◆ **EXERCISE OBJECTIVE**
Within the listing below, locate all lines containing the word "this". Copy each one.

◆ **DATA FOR THE TASK**
+ + + +
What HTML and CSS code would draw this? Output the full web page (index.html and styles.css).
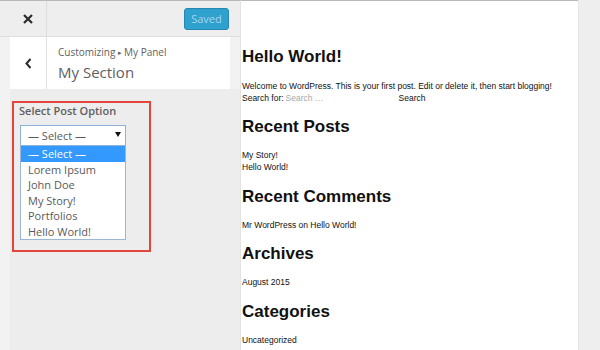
+ + + +
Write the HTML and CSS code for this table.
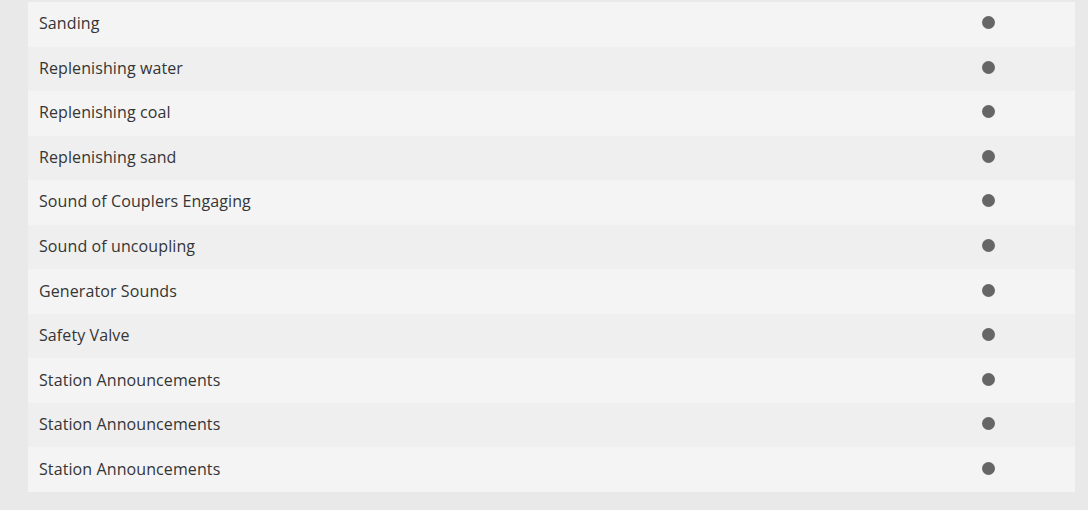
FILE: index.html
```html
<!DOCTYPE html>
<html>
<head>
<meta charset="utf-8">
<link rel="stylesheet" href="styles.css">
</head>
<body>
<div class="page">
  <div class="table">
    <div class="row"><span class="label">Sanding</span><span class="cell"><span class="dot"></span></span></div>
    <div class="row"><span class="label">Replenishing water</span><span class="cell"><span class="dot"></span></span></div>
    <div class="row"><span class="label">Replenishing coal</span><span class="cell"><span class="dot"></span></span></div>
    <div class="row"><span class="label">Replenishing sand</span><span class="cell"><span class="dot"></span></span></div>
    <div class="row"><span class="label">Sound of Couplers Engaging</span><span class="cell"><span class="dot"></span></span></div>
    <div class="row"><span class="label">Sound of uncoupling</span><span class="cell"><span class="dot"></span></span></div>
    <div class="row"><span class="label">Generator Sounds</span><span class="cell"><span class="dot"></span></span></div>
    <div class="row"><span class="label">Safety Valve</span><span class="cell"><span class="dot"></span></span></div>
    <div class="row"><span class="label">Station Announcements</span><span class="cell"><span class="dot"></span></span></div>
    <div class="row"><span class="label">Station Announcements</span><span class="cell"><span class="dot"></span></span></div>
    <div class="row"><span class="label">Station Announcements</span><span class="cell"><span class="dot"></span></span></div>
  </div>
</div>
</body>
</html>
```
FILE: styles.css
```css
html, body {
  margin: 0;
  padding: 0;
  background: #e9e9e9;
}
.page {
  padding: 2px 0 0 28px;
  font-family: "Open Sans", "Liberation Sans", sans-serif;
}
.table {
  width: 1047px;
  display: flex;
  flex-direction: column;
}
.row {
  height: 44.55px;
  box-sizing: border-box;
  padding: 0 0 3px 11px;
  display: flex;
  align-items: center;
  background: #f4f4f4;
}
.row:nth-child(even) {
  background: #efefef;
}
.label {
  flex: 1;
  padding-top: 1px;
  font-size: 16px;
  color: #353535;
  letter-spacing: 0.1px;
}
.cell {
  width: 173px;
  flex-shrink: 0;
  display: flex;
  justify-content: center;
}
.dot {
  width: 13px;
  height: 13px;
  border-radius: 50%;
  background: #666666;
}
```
+ + + +
◆ **ANSWER**
What HTML and CSS code would draw this? Output the full web page (index.html and styles.css).
Write the HTML and CSS code for this table.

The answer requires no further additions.